I seen most of the vision transformer architecture for classification task. Why it is not used for the regression application where output is also image such as deblurring or image translation?
If vision transformer is used in any such application, request you to share the link.
Just need to confirm like FCN, is it possible to use different image size for training and inference in ViT?
I think there have been pretraining methods that output completions for masked parts of the input. Is that like what you have in mind? (I cannot find the reference I was looking for, but MST: Masked Self-Supervised Transformer for Visual Representation | OpenReview seems somewhat similar.)
My impression is that it’s relatively resource-intense, but can be done.

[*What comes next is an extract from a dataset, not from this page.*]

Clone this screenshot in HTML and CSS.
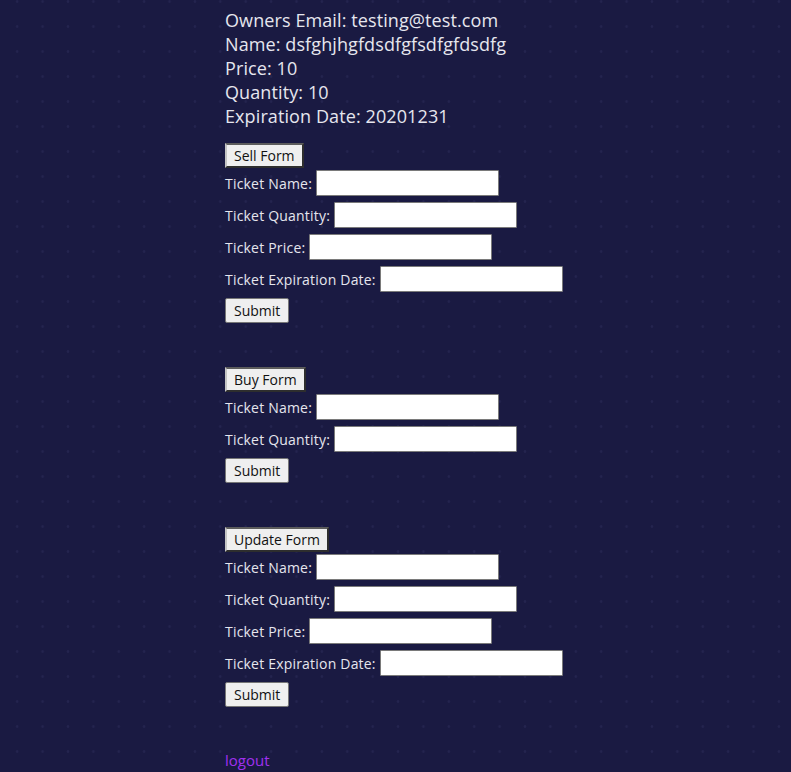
FILE: index.html
```html
<!DOCTYPE html>
<html lang="en">
<head>
<meta charset="utf-8">
<title>Tickets</title>
<link rel="stylesheet" href="styles.css">
</head>
<body>
<main class="page">
  <section class="info">
    <div>Owners Email: testing@test.com</div>
    <div>Name: dsfghjhgfdsdfgfsdfgfdsdfg</div>
    <div>Price: 10</div>
    <div>Quantity: 10</div>
    <div>Expiration Date: 20201231</div>
  </section>

  <section class="panel panel-first">
    <button class="toggle" type="button">Sell Form</button>
    <form class="ticket-form">
      <div class="row"><label>Ticket Name:</label><input type="text" class="field"></div>
      <div class="row"><label>Ticket Quantity:</label><input type="text" class="field"></div>
      <div class="row"><label>Ticket Price:</label><input type="text" class="field"></div>
      <div class="row"><label>Ticket Expiration Date:</label><input type="text" class="field"></div>
      <button class="submit" type="button">Submit</button>
    </form>
  </section>

  <section class="panel">
    <button class="toggle" type="button">Buy Form</button>
    <form class="ticket-form">
      <div class="row"><label>Ticket Name:</label><input type="text" class="field"></div>
      <div class="row"><label>Ticket Quantity:</label><input type="text" class="field"></div>
      <button class="submit" type="button">Submit</button>
    </form>
  </section>

  <section class="panel">
    <button class="toggle" type="button">Update Form</button>
    <form class="ticket-form">
      <div class="row"><label>Ticket Name:</label><input type="text" class="field"></div>
      <div class="row"><label>Ticket Quantity:</label><input type="text" class="field"></div>
      <div class="row"><label>Ticket Price:</label><input type="text" class="field"></div>
      <div class="row"><label>Ticket Expiration Date:</label><input type="text" class="field"></div>
      <button class="submit" type="button">Submit</button>
    </form>
  </section>

  <a class="logout" href="#">logout</a>
</main>
</body>
</html>
```

FILE: styles.css
```css
html {
  background-color: #1a1a42;
  background-image: radial-gradient(circle, #24244f 0, #24244f 1px, rgba(26,26,66,0) 1.6px);
  background-size: 25.4px 25px;
  background-position: 4.5px 14px;
  min-height: 100%;
}

body {
  margin: 0;
  font-family: "Open Sans", "Noto Sans", sans-serif;
  color: #e6e6ee;
}

.page {
  display: flex;
  flex-direction: column;
  align-items: flex-start;
  padding: 8px 0 0 225px;
}

.info {
  font-size: 18px;
  line-height: 24px;
  letter-spacing: 0.1px;
}

.panel {
  display: flex;
  flex-direction: column;
  align-items: flex-start;
  margin-top: 44px;
}

.panel-first {
  margin-top: 15px;
}

.toggle {
  font-family: "Open Sans", "Noto Sans", sans-serif;
  font-size: 14px;
  line-height: 21px;
  padding: 0 7px;
  color: #111;
  background: #efefef;
  border-width: 2px;
  border-style: solid;
  border-color: #5c5c5c #2e2e2e #2e2e2e #c4c4c4;
  border-radius: 0;
  margin: 0;
}

.ticket-form {
  display: flex;
  flex-direction: column;
  align-items: flex-start;
  gap: 6px;
  margin-top: 2px;
}

.row {
  display: flex;
  align-items: center;
  gap: 4px;
}

.row label {
  font-size: 14px;
  letter-spacing: 0.2px;
  line-height: 21px;
}

.field {
  width: 183px;
  height: 26px;
  box-sizing: border-box;
  border: 1px solid #7a7a7a;
  border-radius: 1px;
  background: #fff;
  margin: 0;
  padding: 1px 2px;
}

.submit {
  font-family: "Open Sans", "Noto Sans", sans-serif;
  font-size: 14px;
  line-height: 21px;
  padding: 1px 8px;
  color: #111;
  background: #efefef;
  border: 1px solid #767676;
  border-radius: 2px;
  margin: 0;
}

.logout {
  margin-top: 43px;
  font-size: 15px;
  line-height: 21px;
  color: #a030f0;
  text-decoration: none;
}
```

I don’t think you can use varying image sizes with ViT easily as typically the patches are of fixed size and fixed number.
In my application, I need output as image. So I am bit confuse with the decoder part to generate the image from the output of the vision transformer encoder. In the mentioned reference paper, author used the CNN architecture in decoder part. My confusion is, Is there only CNN architecture in decoder part or some other architecture may help to regenerate desired output as image from vision transformer encoder output. Any reference may helpful.
An obvious one might be imagegpt: GitHub - openai/image-gpt , but in general, you if you have 16x16 pixel blocks and want c output channels, you could just make the last layer c * 16*16 and build your image from that by reshaping.